» EXERCISE OBJECTIVE:
Going through the material below, please gather all lines with the word "components" in them.

» DATASET EXTRACT:
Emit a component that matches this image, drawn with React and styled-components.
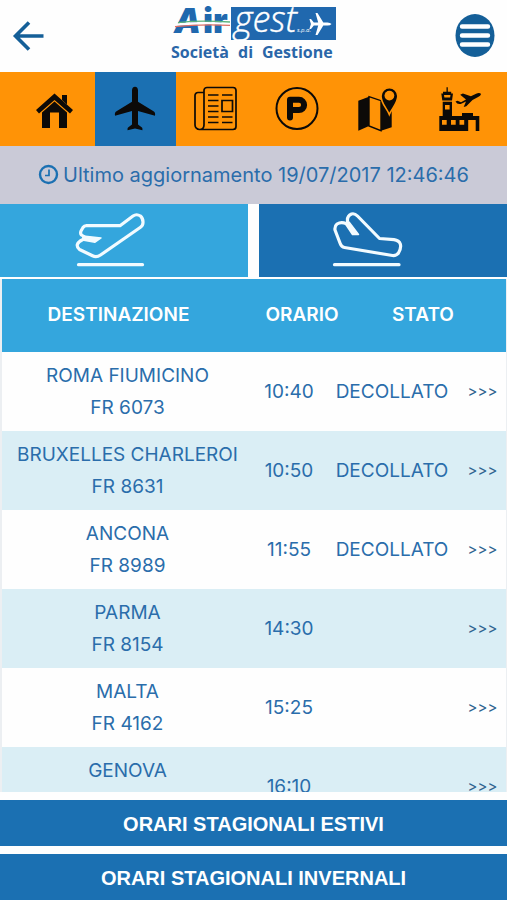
import React from "react";
import styled, { createGlobalStyle } from "styled-components";

const color = {
  blue: "#1b70b2",
  sky: "#34a6dd",
  orange: "#ff9306",
  ink: "#2a6dab",
  deep: "#145f98",
  stripe: "#daeef5",
};

const GlobalStyle = createGlobalStyle`
  *, *::before, *::after { box-sizing: border-box; }
  html, body { margin: 0; padding: 0; }
  body { background: #fefefe; font-family: Inter, "Open Sans", sans-serif; }
  button { font: inherit; border: 0; margin: 0; padding: 0; cursor: pointer; }
`;

const Page = styled.div`
  display: flex;
  flex-direction: column;
  height: 100vh;
  overflow: hidden;
`;

const Header = styled.header`
  flex: none;
  display: grid;
  grid-template-columns: 1fr auto 1fr;
  align-items: center;
  padding: 0 12px;
  height: 72px;
`;

const HeaderButton = styled.button`
  display: flex;
  justify-self: ${(p) => (p.$end ? "end" : "start")};
  background: none;
`;

const Logo = styled.svg`
  display: block;
  overflow: visible;
  font-family: "Open Sans", sans-serif;
`;

const Nav = styled.nav`
  flex: none;
  display: grid;
  grid-template-columns: repeat(6, 1fr);
  height: 74px;
  padding: 0 7px 0 14px;
  background: ${color.orange};
`;

const NavLink = styled.a`
  display: flex;
  align-items: center;
  justify-content: center;
  color: #0c0a08;
  background: ${(p) => (p.$active ? color.blue : "transparent")};
`;

const NavDrawing = styled.svg`
  overflow: visible;
`;

const Updated = styled.p`
  flex: none;
  display: flex;
  align-items: center;
  justify-content: center;
  gap: 4px;
  height: 58px;
  margin: 0;
  background: #cacad7;
  color: ${color.ink};
  font-size: 20px;
`;

const Tabs = styled.div`
  flex: none;
  display: grid;
  grid-template-columns: 1fr 1fr;
  gap: 11px;
  height: 73px;
`;

const Tab = styled.button`
  display: flex;
  align-items: center;
  justify-content: center;
  padding-right: ${(p) => (p.$active ? "26px" : "30px")};
  background: ${(p) => (p.$active ? color.sky : color.blue)};
`;

const Board = styled.div`
  flex: 1 1 0;
  min-height: 0;
  overflow-y: auto;
  scrollbar-width: none;
  margin-top: 2px;
  padding: 0 1px 0 2px;
  background: #eceff2;
`;

const Table = styled.table`
  display: block;
  width: 100%;
  color: ${color.ink};
  font-size: 19px;
  line-height: 32px;
`;

const TableHead = styled.thead`
  display: block;
  background: ${color.sky};
  color: #fff;
`;

const TableBody = styled.tbody`
  display: block;
`;

const HeadRow = styled.tr`
  display: grid;
  grid-template-columns: 233fr 134fr 108fr 29fr;
  align-items: center;
  height: 73px;
  padding-bottom: 2px;
`;

const HeadCell = styled.th`
  padding: 0;
  font-weight: 600;
  text-align: center;
`;

const FlightRow = styled.tr`
  display: grid;
  grid-template-columns: 251fr 72fr 134fr 47fr;
  align-items: center;
  height: 79px;
  background: #fefefe;

  &:nth-child(even) { background: ${color.stripe}; }
`;

const Cell = styled.td`
  padding: 0;
  text-align: center;
  white-space: nowrap;
`;

const Line = styled.span`
  display: block;
`;

const More = styled.a`
  color: #33658f;
  font-size: 15px;
  text-decoration: none;
`;

const Seasons = styled.footer`
  flex: none;
  display: grid;
  gap: 8px;
  padding-top: 8px;
`;

const SeasonButton = styled.button`
  height: 46px;
  padding-top: 2px;
  background: ${color.blue};
  color: #fff;
  font-family: "Liberation Sans", Arial, sans-serif;
  font-size: 20px;
  font-weight: 700;
`;

const BackIcon = () => (
  <svg width="32" height="32" viewBox="0 0 32 32" fill="none" stroke={color.deep} strokeWidth="3.6">
    <path d="M17 2.500 3.500 16 17 29.500M3.500 16H31.500" />
  </svg>
);

const MenuIcon = () => (
  <svg width="40" height="44" viewBox="0 0 40 44">
    <ellipse cx="20" cy="21.500" rx="19.500" ry="21.500" fill={color.deep} />
    <path d="M7 12.500H33M7 21.500H33M7 30.500H33" stroke="#fff" strokeWidth="4.400" strokeLinecap="round" />
  </svg>
);

const AirgestLogo = () => (
  <Logo width="168" height="62" viewBox="0 0 168 62" role="img" aria-label="Airgest Società di Gestione">
    <g fontFamily="Inter" fontWeight="900" fontSize="34" fill="#2068ae">
      <text x="4" y="28" fontStyle="italic">A</text>
      <text x="33" y="28">ir</text>
    </g>
    <path d="M7 18.200Q30 16.200 60 17.600V20Q30 18.600 5 21Z" fill="#fff" />
    <path d="M8 17.600Q30 15 60 17" fill="none" stroke="#5bb37c" strokeWidth="1.300" />
    <path d="M5 21.600Q30 19 60 20.400" fill="none" stroke="#dd6f66" strokeWidth="1.300" />
    <rect x="61" y="2" width="105" height="33" fill="#2068ae" />
    <text x="64" y="27" fontWeight="300" fontStyle="italic" fontSize="36" fill="#fff" stroke="#fff" strokeWidth="0.400">gest</text>
    <text x="127" y="27" fontSize="6" fontStyle="italic" fill="#fff">s.p.a.</text>
    <path
      fill="#fff"
      d="M161.500 19q-1.200-1.500-4-1.500h-4.200L147.500 8h-2l2.700 9.500h-4.400L141 14h-1.600l1.500 5-1.500 5h1.600l2.800-3.500h4.400L145.500 30h2l5.800-9.500h4.200q2.800 0 4-1.500Z"
    />
    <g fontWeight="700" fontSize="16" fill="#2a66a8">
      <text x="1" y="53">Società</text>
      <text x="68" y="53">di</text>
      <text x="92" y="53">Gestione</text>
    </g>
  </Logo>
);

const NavSvg = ({ children }) => (
  <NavDrawing width="44" height="46" viewBox="1 0 44 46" fill="currentColor" aria-hidden="true">
    {children}
  </NavDrawing>
);

const HomeIcon = () => (
  <NavSvg>
    <path d="M30 9h5v9.500l-5-4.500Z" />
    <path d="M22.500 7.500 41 24l-3 3.500L22.500 14 7 27.500 4 24Z" />
    <path d="M22.500 15.500 35 26.500V42h-8V26.500h-9V42H10V26.500Z" />
  </NavSvg>
);

const PlaneIcon = () => (
  <NavSvg>
    <path d="M22 .8c-1.900 0-3 1.500-3 3.800v11.200L3.500 25.200C2 26.200 1.600 27.400 2 29.800L19 25v13.500l-3.600 2.800c-.9.800-1 1.700-.8 3L22 42.500l7.400 1.800c.2-1.300.1-2.200-.8-3L25 38.500V25l17 4.800c.4-2.400 0-3.600-1.500-4.600L25 15.800V4.600C25 2.300 23.900.8 22 .8Z" />
  </NavSvg>
);

const NewsIcon = () => (
  <NavSvg>
    <g fill="none" stroke="currentColor" strokeWidth="1.700">
      <path d="M10 39V4.500a3 3 0 0 1 3-3h26a3 3 0 0 1 3 3v36a3 3 0 0 1-3 3H5.500a4.500 4.500 0 0 1-4.500-4.500V9.500a3 3 0 0 1 3-3h6v32.500q0 4.500-4.500 4.500" />
      <path d="M14 9h10.500M14 14.500h10.500M14 20h10.500M14 25.500h10.500M14 31h10.500M14 36.500h10.500M28 9h10.500M28 31h10.500M28 36.500h10.500" />
      <path d="M28 14.500h10.500v11H28Z" />
    </g>
  </NavSvg>
);

const ParkingIcon = () => (
  <NavSvg>
    <g fill="none" stroke="currentColor">
      <circle cx="22" cy="22.500" r="20.500" strokeWidth="2" />
      <path d="M15 31.500V13.800h9a5.100 5.100 0 0 1 0 10.200h-9" strokeWidth="6" strokeLinecap="round" strokeLinejoin="round" />
    </g>
  </NavSvg>
);

const MapIcon = () => (
  <NavSvg>
    <path d="M2.300 14.700 13 10.700V40L2.300 44.700Z" />
    <path d="M13 10.700 25 14.700V44.700L13 40Z" fill="none" stroke="currentColor" strokeWidth="1.400" />
    <path d="M25 14.700 35.700 11V41.300L25 44.700Z" />
    <path
      d="M33.300 28.500C31 22.500 25 17.500 25 10a8.400 8.400 0 0 1 16.800 0C41.800 17.500 35.600 22.500 33.300 28.500Z"
      stroke={color.orange}
      strokeWidth="1.600"
    />
    <circle cx="33.400" cy="9.600" r="4.900" fill={color.orange} />
  </NavSvg>
);

const TowerIcon = () => (
  <NavSvg>
    <path d="M9.500 1.300h1.300v4.500h3.400v1.700H16l-1 7H5.300l-1-7H6V5.800h3.500Z" />
    <path d="M5.700 15.800h9.300V30h10V27h11v3h6.300v15h-3.600V34h-7.500v11H2.300V30h3.400Z" />
    <g fill={color.orange}>
      <path d="M7 9h6.500l-.4 2.400H7.400Z" />
      <path d="M8 19h4.600v4.500H8ZM5 34h4.700v4.700H5ZM14 34h4.700v4.700H14ZM22.500 34h4.700v4.700h-4.700Z" />
    </g>
    <path d="m18.500 15.500 2-.8 3.500 1.600 5-2.700-5.800-4.800 2.700-1.300 8 2.800 5.200-2.500q3.400-1.500 5 .3-.5 1.800-3 3l-5.600 2.900-6.200 6.200-2.600.8 2.300-5.500-5.300 2.400q-3.500.8-5.200-2.400Z" />
  </NavSvg>
);

const TabSvg = ({ children }) => (
  <svg width="72" height="60" viewBox="0 0 72 60" fill="none" stroke="#f2fbff" strokeWidth="3.200" strokeLinejoin="round" strokeLinecap="round" aria-hidden="true">
    {children}
  </svg>
);

const TakeoffIcon = () => (
  <TabSvg>
    <path d="M9 25.500 6.500 24Q5 22.500 6 20L8 16.500Q9.200 14.700 11.500 14.700H45L58 5Q61.500 2.500 65.500 5Q68.200 7.500 68 11.500Q68 14.500 65.500 16.200L25.500 44Q21.500 46.800 17.500 44.800L4.500 38.500Q1.800 36.500 2.300 33.500Q3.500 30.500 7.500 28.800" />
    <path fill="#f2fbff" strokeWidth="1.500" d="M8 25 26 27 20 31.200 7.500 29Z" />
    <path d="M3.500 53.700H67.500" />
  </TabSvg>
);

const LandingIcon = () => (
  <TabSvg>
    <path d="M14 12.500Q9 10.500 5 13Q2.500 15 3 19L8.200 32.500Q9.500 36 12.500 36.500L60.500 44.500Q64.500 44.800 66.500 42Q69.500 37 68.300 33Q67 29.500 62 28.700L47.500 27.500 25.500 5Q22.500 2 19.500 3Q15 5 15.500 10" />
    <path fill="#f2fbff" strokeWidth="1.500" d="M13.500 13 17 11 26.500 23.500H20.500Z" />
    <path d="M2.500 53.700H67" />
  </TabSvg>
);

const ClockIcon = () => (
  <svg width="21" height="22" viewBox="0 0 21 22" fill="none" stroke={color.blue} strokeWidth="2.400" aria-hidden="true">
    <circle cx="10.500" cy="10.500" r="8.500" />
    <path d="M11 5.500v6H7" strokeWidth="1.700" />
  </svg>
);

const sections = [
  { label: "Home", href: "#home", Icon: HomeIcon },
  { label: "Voli", href: "#voli", Icon: PlaneIcon, active: true },
  { label: "News", href: "#news", Icon: NewsIcon },
  { label: "Parcheggi", href: "#parcheggi", Icon: ParkingIcon },
  { label: "Mappa", href: "#mappa", Icon: MapIcon },
  { label: "Aeroporto", href: "#aeroporto", Icon: TowerIcon },
];

const flights = [
  { city: "ROMA FIUMICINO", code: "FR 6073", time: "10:40", status: "DECOLLATO" },
  { city: "BRUXELLES CHARLEROI", code: "FR 8631", time: "10:50", status: "DECOLLATO" },
  { city: "ANCONA", code: "FR 8989", time: "11:55", status: "DECOLLATO" },
  { city: "PARMA", code: "FR 8154", time: "14:30", status: "" },
  { city: "MALTA", code: "FR 4162", time: "15:25", status: "" },
  { city: "GENOVA", code: "", time: "16:10", status: "" },
];

export default function App() {
  return (
    <Page>
      <GlobalStyle />
      <Header>
        <HeaderButton type="button" aria-label="Indietro"><BackIcon /></HeaderButton>
        <AirgestLogo />
        <HeaderButton type="button" aria-label="Menu" $end><MenuIcon /></HeaderButton>
      </Header>
      <Nav>
        {sections.map(({ label, href, Icon, active }) => (
          <NavLink key={label} href={href} aria-label={label} $active={active}>
            <Icon />
          </NavLink>
        ))}
      </Nav>
      <Updated>
        <ClockIcon />
        <span>Ultimo aggiornamento 19/07/2017 12:46:46</span>
      </Updated>
      <Tabs role="tablist">
        <Tab type="button" role="tab" aria-selected="true" aria-label="Partenze" $active><TakeoffIcon /></Tab>
        <Tab type="button" role="tab" aria-selected="false" aria-label="Arrivi"><LandingIcon /></Tab>
      </Tabs>
      <Board>
        <Table>
          <TableHead>
            <HeadRow>
              <HeadCell scope="col">DESTINAZIONE</HeadCell>
              <HeadCell scope="col">ORARIO</HeadCell>
              <HeadCell scope="col">STATO</HeadCell>
            </HeadRow>
          </TableHead>
          <TableBody>
            {flights.map((f) => (
              <FlightRow key={f.city}>
                <Cell>
                  <Line>{f.city}</Line>
                  <Line>{f.code || "\u00a0"}</Line>
                </Cell>
                <Cell>{f.time}</Cell>
                <Cell>{f.status}</Cell>
                <Cell><More href="#dettagli">&gt;&gt;&gt;</More></Cell>
              </FlightRow>
            ))}
          </TableBody>
        </Table>
      </Board>
      <Seasons>
        <SeasonButton type="button">ORARI STAGIONALI ESTIVI</SeasonButton>
        <SeasonButton type="button">ORARI STAGIONALI INVERNALI</SeasonButton>
      </Seasons>
    </Page>
  );
}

» THE REPLY:
Emit a component that matches this image, drawn with React and styled-components.
import styled, { createGlobalStyle } from "styled-components";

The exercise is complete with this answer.